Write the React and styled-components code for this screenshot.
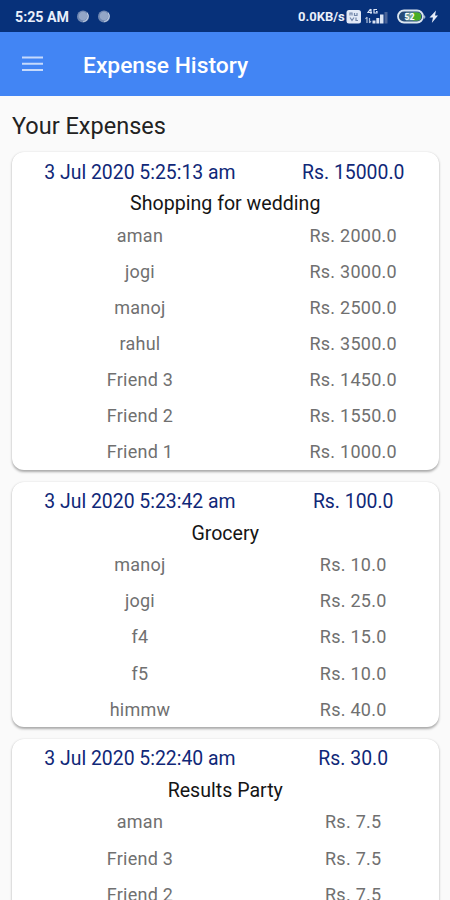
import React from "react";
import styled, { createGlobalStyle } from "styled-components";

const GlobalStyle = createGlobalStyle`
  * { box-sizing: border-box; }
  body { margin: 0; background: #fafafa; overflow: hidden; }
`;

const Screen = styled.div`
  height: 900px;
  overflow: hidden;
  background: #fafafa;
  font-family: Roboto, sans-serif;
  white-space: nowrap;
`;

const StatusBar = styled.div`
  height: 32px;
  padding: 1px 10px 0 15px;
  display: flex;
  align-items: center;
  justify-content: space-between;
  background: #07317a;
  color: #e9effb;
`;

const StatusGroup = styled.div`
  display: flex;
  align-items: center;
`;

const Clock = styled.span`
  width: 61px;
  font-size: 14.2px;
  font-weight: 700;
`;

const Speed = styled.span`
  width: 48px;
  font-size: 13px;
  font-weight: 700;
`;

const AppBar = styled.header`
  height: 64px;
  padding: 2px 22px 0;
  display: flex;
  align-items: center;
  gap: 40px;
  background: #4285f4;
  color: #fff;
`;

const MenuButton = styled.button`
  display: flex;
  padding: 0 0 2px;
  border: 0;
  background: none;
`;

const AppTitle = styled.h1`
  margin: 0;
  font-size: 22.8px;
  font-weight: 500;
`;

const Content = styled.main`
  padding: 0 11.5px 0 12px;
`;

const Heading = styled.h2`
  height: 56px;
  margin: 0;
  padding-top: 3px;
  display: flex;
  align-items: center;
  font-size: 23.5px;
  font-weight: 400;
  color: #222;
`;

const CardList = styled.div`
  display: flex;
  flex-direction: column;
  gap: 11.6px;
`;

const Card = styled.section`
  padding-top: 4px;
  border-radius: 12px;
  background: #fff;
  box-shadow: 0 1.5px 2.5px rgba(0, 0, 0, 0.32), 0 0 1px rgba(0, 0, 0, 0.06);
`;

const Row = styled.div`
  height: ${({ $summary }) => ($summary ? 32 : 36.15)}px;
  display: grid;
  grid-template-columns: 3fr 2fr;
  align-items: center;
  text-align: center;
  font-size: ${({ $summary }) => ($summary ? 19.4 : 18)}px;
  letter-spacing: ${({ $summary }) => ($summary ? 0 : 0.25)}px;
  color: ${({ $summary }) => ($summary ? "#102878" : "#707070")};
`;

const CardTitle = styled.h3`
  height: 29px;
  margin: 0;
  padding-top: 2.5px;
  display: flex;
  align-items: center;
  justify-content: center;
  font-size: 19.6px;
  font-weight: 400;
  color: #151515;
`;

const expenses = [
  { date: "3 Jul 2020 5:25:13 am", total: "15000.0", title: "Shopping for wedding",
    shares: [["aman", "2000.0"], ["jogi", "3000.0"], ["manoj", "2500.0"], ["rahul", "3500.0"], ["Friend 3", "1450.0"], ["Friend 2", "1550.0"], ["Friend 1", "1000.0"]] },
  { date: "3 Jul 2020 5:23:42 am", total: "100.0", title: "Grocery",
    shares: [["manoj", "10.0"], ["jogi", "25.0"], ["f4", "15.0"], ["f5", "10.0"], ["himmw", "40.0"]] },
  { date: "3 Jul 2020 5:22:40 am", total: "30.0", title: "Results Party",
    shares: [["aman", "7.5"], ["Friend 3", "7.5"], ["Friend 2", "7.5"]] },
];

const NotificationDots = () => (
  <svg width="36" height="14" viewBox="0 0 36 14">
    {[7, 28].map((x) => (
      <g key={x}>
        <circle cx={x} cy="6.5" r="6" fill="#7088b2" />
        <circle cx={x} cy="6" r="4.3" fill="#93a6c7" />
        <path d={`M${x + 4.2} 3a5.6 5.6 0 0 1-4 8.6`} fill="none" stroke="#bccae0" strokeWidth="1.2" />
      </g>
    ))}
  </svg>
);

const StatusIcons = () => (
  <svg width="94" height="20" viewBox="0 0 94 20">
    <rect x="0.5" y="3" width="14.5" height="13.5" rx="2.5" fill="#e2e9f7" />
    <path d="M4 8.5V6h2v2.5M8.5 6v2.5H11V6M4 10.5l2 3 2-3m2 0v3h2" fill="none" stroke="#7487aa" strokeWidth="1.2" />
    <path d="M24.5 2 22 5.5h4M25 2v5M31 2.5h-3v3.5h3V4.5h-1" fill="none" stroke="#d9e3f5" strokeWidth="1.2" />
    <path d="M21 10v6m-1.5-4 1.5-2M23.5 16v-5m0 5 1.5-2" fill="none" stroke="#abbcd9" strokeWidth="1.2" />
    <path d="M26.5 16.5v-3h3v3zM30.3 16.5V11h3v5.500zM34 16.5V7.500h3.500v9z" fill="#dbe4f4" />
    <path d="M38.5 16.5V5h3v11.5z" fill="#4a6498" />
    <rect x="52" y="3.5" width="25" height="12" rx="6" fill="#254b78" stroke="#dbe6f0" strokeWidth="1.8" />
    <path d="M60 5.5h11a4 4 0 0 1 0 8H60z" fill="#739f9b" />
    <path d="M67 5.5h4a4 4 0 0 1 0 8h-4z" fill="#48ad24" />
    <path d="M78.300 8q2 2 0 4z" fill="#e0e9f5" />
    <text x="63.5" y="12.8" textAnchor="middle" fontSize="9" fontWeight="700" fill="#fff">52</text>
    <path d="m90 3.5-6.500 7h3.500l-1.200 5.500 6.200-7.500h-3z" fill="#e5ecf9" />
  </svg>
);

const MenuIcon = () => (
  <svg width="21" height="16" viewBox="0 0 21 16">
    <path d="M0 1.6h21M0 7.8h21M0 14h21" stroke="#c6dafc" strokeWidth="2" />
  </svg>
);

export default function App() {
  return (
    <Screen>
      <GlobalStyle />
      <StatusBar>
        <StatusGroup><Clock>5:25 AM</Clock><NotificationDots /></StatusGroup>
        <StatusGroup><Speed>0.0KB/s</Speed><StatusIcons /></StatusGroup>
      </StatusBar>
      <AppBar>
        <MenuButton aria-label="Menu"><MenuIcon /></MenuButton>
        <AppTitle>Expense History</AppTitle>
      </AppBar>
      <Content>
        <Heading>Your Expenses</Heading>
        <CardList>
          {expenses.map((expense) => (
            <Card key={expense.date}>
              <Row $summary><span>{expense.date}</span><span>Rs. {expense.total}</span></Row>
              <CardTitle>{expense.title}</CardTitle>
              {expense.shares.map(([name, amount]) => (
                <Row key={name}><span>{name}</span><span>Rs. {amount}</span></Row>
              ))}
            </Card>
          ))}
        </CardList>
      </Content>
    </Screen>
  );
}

------------------------------------

▶ [WRITTEN PROBLEM] Write the full listing out again with every line unchanged, but include no pictures.

▶ [EXERCISE SOLUTION]
Write the React and styled-components code for this screenshot.
import React from "react";
import styled, { createGlobalStyle } from "styled-components";

const GlobalStyle = createGlobalStyle`
  * { box-sizing: border-box; }
  body { margin: 0; background: #fafafa; overflow: hidden; }
`;

const Screen = styled.div`
  height: 900px;
  overflow: hidden;
  background: #fafafa;
  font-family: Roboto, sans-serif;
  white-space: nowrap;
`;

const StatusBar = styled.div`
  height: 32px;
  padding: 1px 10px 0 15px;
  display: flex;
  align-items: center;
  justify-content: space-between;
  background: #07317a;
  color: #e9effb;
`;

const StatusGroup = styled.div`
  display: flex;
  align-items: center;
`;

const Clock = styled.span`
  width: 61px;
  font-size: 14.2px;
  font-weight: 700;
`;

const Speed = styled.span`
  width: 48px;
  font-size: 13px;
  font-weight: 700;
`;

const AppBar = styled.header`
  height: 64px;
  padding: 2px 22px 0;
  display: flex;
  align-items: center;
  gap: 40px;
  background: #4285f4;
  color: #fff;
`;

const MenuButton = styled.button`
  display: flex;
  padding: 0 0 2px;
  border: 0;
  background: none;
`;

const AppTitle = styled.h1`
  margin: 0;
  font-size: 22.8px;
  font-weight: 500;
`;

const Content = styled.main`
  padding: 0 11.5px 0 12px;
`;

const Heading = styled.h2`
  height: 56px;
  margin: 0;
  padding-top: 3px;
  display: flex;
  align-items: center;
  font-size: 23.5px;
  font-weight: 400;
  color: #222;
`;

const CardList = styled.div`
  display: flex;
  flex-direction: column;
  gap: 11.6px;
`;

const Card = styled.section`
  padding-top: 4px;
  border-radius: 12px;
  background: #fff;
  box-shadow: 0 1.5px 2.5px rgba(0, 0, 0, 0.32), 0 0 1px rgba(0, 0, 0, 0.06);
`;

const Row = styled.div`
  height: ${({ $summary }) => ($summary ? 32 : 36.15)}px;
  display: grid;
  grid-template-columns: 3fr 2fr;
  align-items: center;
  text-align: center;
  font-size: ${({ $summary }) => ($summary ? 19.4 : 18)}px;
  letter-spacing: ${({ $summary }) => ($summary ? 0 : 0.25)}px;
  color: ${({ $summary }) => ($summary ? "#102878" : "#707070")};
`;

const CardTitle = styled.h3`
  height: 29px;
  margin: 0;
  padding-top: 2.5px;
  display: flex;
  align-items: center;
  justify-content: center;
  font-size: 19.6px;
  font-weight: 400;
  color: #151515;
`;

const expenses = [
  { date: "3 Jul 2020 5:25:13 am", total: "15000.0", title: "Shopping for wedding",
    shares: [["aman", "2000.0"], ["jogi", "3000.0"], ["manoj", "2500.0"], ["rahul", "3500.0"], ["Friend 3", "1450.0"], ["Friend 2", "1550.0"], ["Friend 1", "1000.0"]] },
  { date: "3 Jul 2020 5:23:42 am", total: "100.0", title: "Grocery",
    shares: [["manoj", "10.0"], ["jogi", "25.0"], ["f4", "15.0"], ["f5", "10.0"], ["himmw", "40.0"]] },
  { date: "3 Jul 2020 5:22:40 am", total: "30.0", title: "Results Party",
    shares: [["aman", "7.5"], ["Friend 3", "7.5"], ["Friend 2", "7.5"]] },
];

const NotificationDots = () => (
  <svg width="36" height="14" viewBox="0 0 36 14">
    {[7, 28].map((x) => (
      <g key={x}>
        <circle cx={x} cy="6.5" r="6" fill="#7088b2" />
        <circle cx={x} cy="6" r="4.3" fill="#93a6c7" />
        <path d={`M${x + 4.2} 3a5.6 5.6 0 0 1-4 8.6`} fill="none" stroke="#bccae0" strokeWidth="1.2" />
      </g>
    ))}
  </svg>
);

const StatusIcons = () => (
  <svg width="94" height="20" viewBox="0 0 94 20">
    <rect x="0.5" y="3" width="14.5" height="13.5" rx="2.5" fill="#e2e9f7" />
    <path d="M4 8.5V6h2v2.5M8.5 6v2.5H11V6M4 10.5l2 3 2-3m2 0v3h2" fill="none" stroke="#7487aa" strokeWidth="1.2" />
    <path d="M24.5 2 22 5.5h4M25 2v5M31 2.5h-3v3.5h3V4.5h-1" fill="none" stroke="#d9e3f5" strokeWidth="1.2" />
    <path d="M21 10v6m-1.5-4 1.5-2M23.5 16v-5m0 5 1.5-2" fill="none" stroke="#abbcd9" strokeWidth="1.2" />
    <path d="M26.5 16.5v-3h3v3zM30.3 16.5V11h3v5.500zM34 16.5V7.500h3.500v9z" fill="#dbe4f4" />
    <path d="M38.5 16.5V5h3v11.5z" fill="#4a6498" />
    <rect x="52" y="3.5" width="25" height="12" rx="6" fill="#254b78" stroke="#dbe6f0" strokeWidth="1.8" />
    <path d="M60 5.5h11a4 4 0 0 1 0 8H60z" fill="#739f9b" />
    <path d="M67 5.5h4a4 4 0 0 1 0 8h-4z" fill="#48ad24" />
    <path d="M78.300 8q2 2 0 4z" fill="#e0e9f5" />
    <text x="63.5" y="12.8" textAnchor="middle" fontSize="9" fontWeight="700" fill="#fff">52</text>
    <path d="m90 3.5-6.500 7h3.500l-1.200 5.500 6.200-7.500h-3z" fill="#e5ecf9" />
  </svg>
);

const MenuIcon = () => (
  <svg width="21" height="16" viewBox="0 0 21 16">
    <path d="M0 1.6h21M0 7.8h21M0 14h21" stroke="#c6dafc" strokeWidth="2" />
  </svg>
);

export default function App() {
  return (
    <Screen>
      <GlobalStyle />
      <StatusBar>
        <StatusGroup><Clock>5:25 AM</Clock><NotificationDots /></StatusGroup>
        <StatusGroup><Speed>0.0KB/s</Speed><StatusIcons /></StatusGroup>
      </StatusBar>
      <AppBar>
        <MenuButton aria-label="Menu"><MenuIcon /></MenuButton>
        <AppTitle>Expense History</AppTitle>
      </AppBar>
      <Content>
        <Heading>Your Expenses</Heading>
        <CardList>
          {expenses.map((expense) => (
            <Card key={expense.date}>
              <Row $summary><span>{expense.date}</span><span>Rs. {expense.total}</span></Row>
              <CardTitle>{expense.title}</CardTitle>
              {expense.shares.map(([name, amount]) => (
                <Row key={name}><span>{name}</span><span>Rs. {amount}</span></Row>
              ))}
            </Card>
          ))}
        </CardList>
      </Content>
    </Screen>
  );
}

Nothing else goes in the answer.